In summary: it's not one-size-fits-all. Like writing, you should consider your audience. Think about how you're delivering code for review, and adjust your delivery accordingly. Write a high-level, plain English summary if that's called for. Or just make sure the diff updates all the relevant comments if that's all that's needed. Or draw diagrams! And so on...

Quotes of the week - all about documentation

Posted Dec 19, 2008 2:51 UTC (Fri) by giraffedata (guest, #1954) [Link]

I can't read C worth a damn. I can read a paragraph of English in a tenth of the time and frustration as the equivalent screen of C. I'm so useless with C that I never review C code -- it would be a waste of time, though I'm happy to review an English description of a code change.
It depends on the change. English doesn't always communicate more clearly than C. Some code can be most concisely expressed in actual code, because sometimes it's the precise details of exactly what the code is that matters.
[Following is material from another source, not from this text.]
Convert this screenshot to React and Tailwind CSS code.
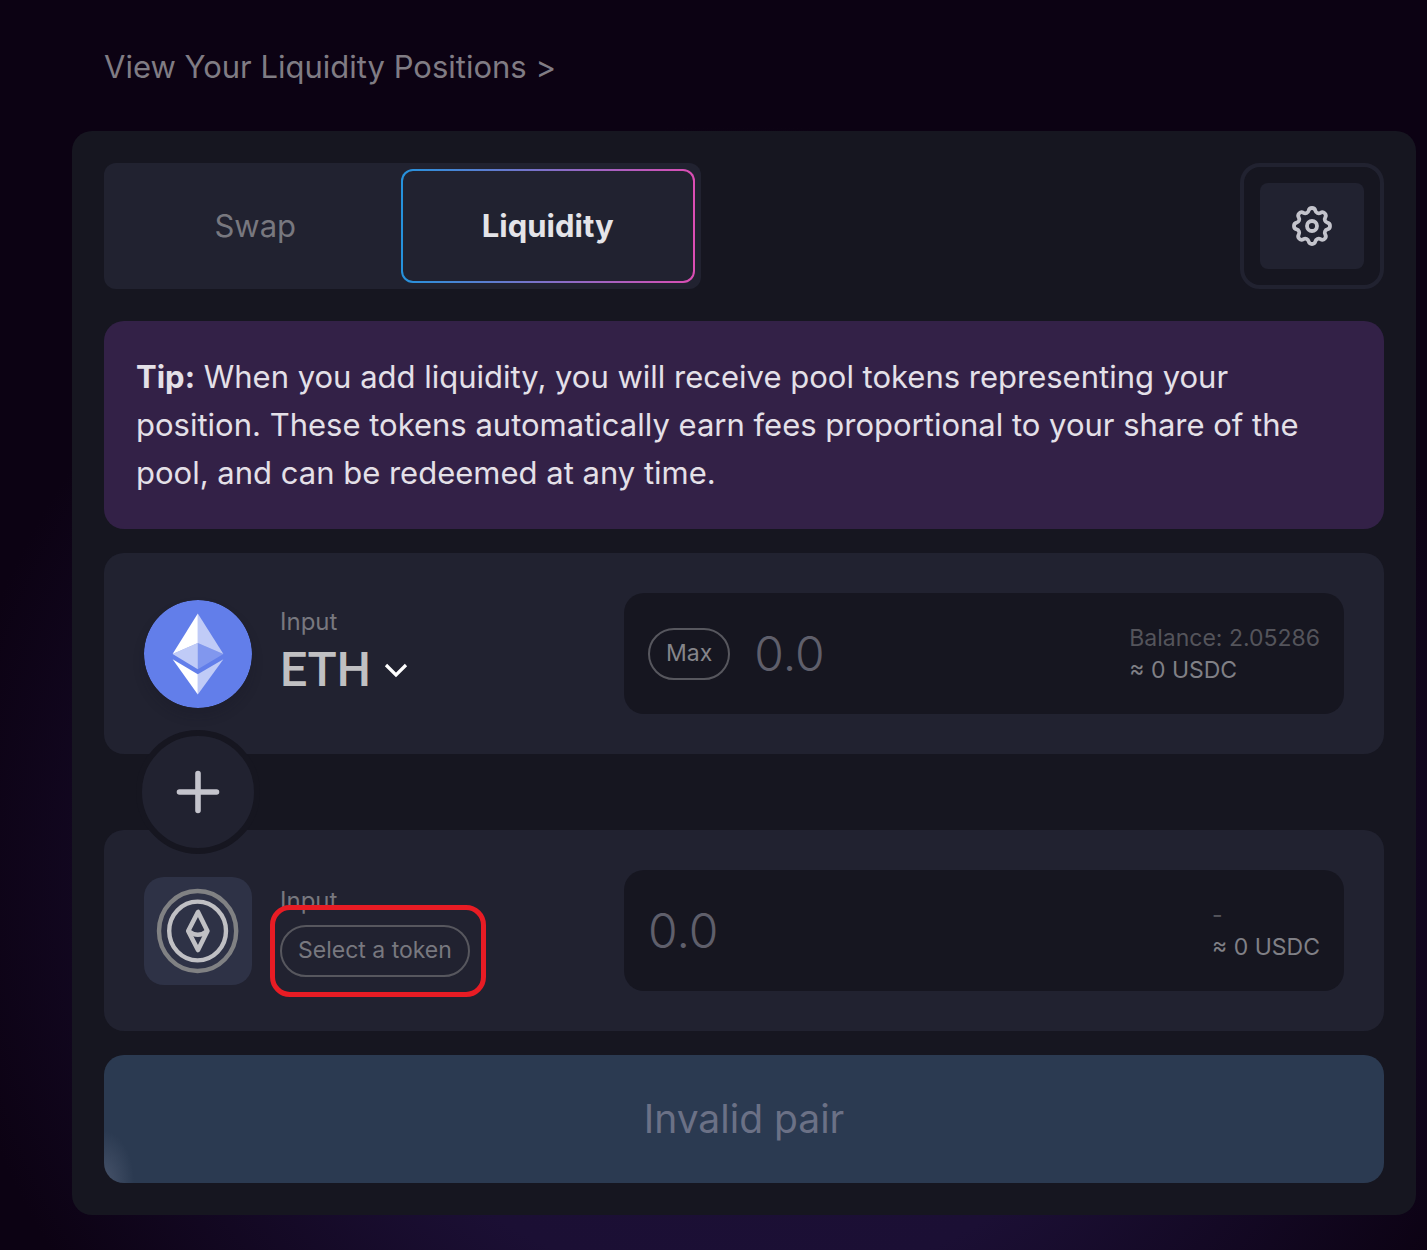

Yeah, but my point is that it also depends on the brain. It's clear to me that for many people, there are far more cases where C communicates more clearly than English than for me.

What I haven't figured out is if they've trained themselves to think that way, or self-selected themselves from a special group, because I know that the brain is fundamentally not wired to work anything like a Von Neumann machine and it should be pretty hard for the average person to read algorithms (which is what a typical C program expresses).